How to remember an awful day?
It is impossible for me to forget what I was doing on Sept. 11, 2001.
The phone rang very early that morning, waking me from a sound sleep. I heard my housemate pick up the phone and mumble something about letting me know when I woke up. Stumbling from my room yawning, I asked who it was.
"It was your mom," my housemate said. "Something about a plane crash at the World Trade Center." I cocked an eye at him. "Maybe we should turn on the TV..."
And there we saw the images that have haunted America ever since. The plane looping around and then smashing directly into the towers. The people jumping. The chaos on the ground. The smoke.
I remember walking over to Sam's Place, a little coffee shop on 45th Street. No one had heard anything, so I went home, grabbed my little TV, and loaned it to them for the day.
In the weeks and months that followed, I learned how many people I knew had been directly affected.
My friend Ruth's boyfriend escaped the building and ran all the way uptown to the elementary school where she worked. The school had taken pains to keep the students in the dark about the attacks to avoid panic, but that was all over when Josh burst into the classroom covered head to toe in ash and dust, weeping, "Look what happened, look what happened."
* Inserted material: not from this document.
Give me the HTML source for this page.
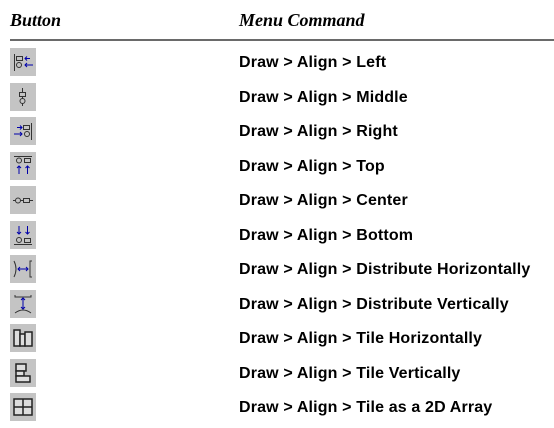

My friend Clay's brother worked at the World Trade Center, and had arrived early to prepare for a business meeting. As he stepped out the cab he couldn't help but look up at the two massive towers, just in time to see the plane crash into the building. He began running, and frantically calling his wife. But because the cellphone towers went down with the rest of the buildings, he couldn't get through. No one could. When he finally DID reach his family at 6 pm, everyone thought he was dead.
At the time, I was traveling back and forth from New York for rehearsals with a band that was about to go to Europe for a tour. We spent the day wondering if our drummer, who worked in the World Trade Center, was one of the dead. (He wasn't.) A few weeks later, my friend Neil and I stood on a wharf in Williamsburg, piled high with charred paper that had blown across the East River. We knew what it was, and where it was from. In those days, you could still smell the burning.
And last, but certainly not least, the woman who gave birth to my son was evacuated from the World Trade Center, and ferried across the Hudson to safety.
So it is impossible for me, and anyone else who watched the attacks unfold, to forget. And yet to this day, while proclamations are issued and communities gather for memorial events and services, there is no federal holiday memorializing the attacks of September 11, the people who died, or the people who rushed to the rescue. There is something deeply wrong with that.
One of my favorite holidays is the Martin Luther King Day of Service, which I've participated in for the past four years. It's an incredible event: people from all walks of life, from the wealthiest to the most humble, work on projects that improve the community for everyone. Two years back I found myself talking about FISA with Bob Casey while picking up toys for homeless children. The year before that I was painting the interior of a homeless shelter, much as I did this year. It's inspiring, and really makes you think about your community and your role in it. One of King's statements will always stick with me: "Everyone can be great, because everyone can serve."
A federally recognized day of service would be the best way to memorialize September 11. It's a holiday that would speak to our strengths as a nation, our ability to work together in the toughest of circumstances, to pull through no matter what. It's a message our fractured nation needs more than ever. By designing the holiday as a somber memorial and day of service, it would discourage car dealerships and retailers from hijacking the day as a sales event. And although it rankles my sensibilities, pragmatism says a day of service speaks more to our American sense of optimism than a day of mourning.
That's why I think it is high time our legislators do something about it. After all, one of the four planes went down in Pennsylvania. Senators Casey and Specter, along with every Pennsylvania representative and even Republican senate candidate Pat Toomey, should be advocating that September 11 be a federal holiday.
You can find contact information for the Pennsylvania delegation at the U.S. House of Representatives and U.S. Senate web sites. It is well past the time to honor and remember those who died and those who rushed to help in those bleak days and weeks after September 11. To do any less is shameful.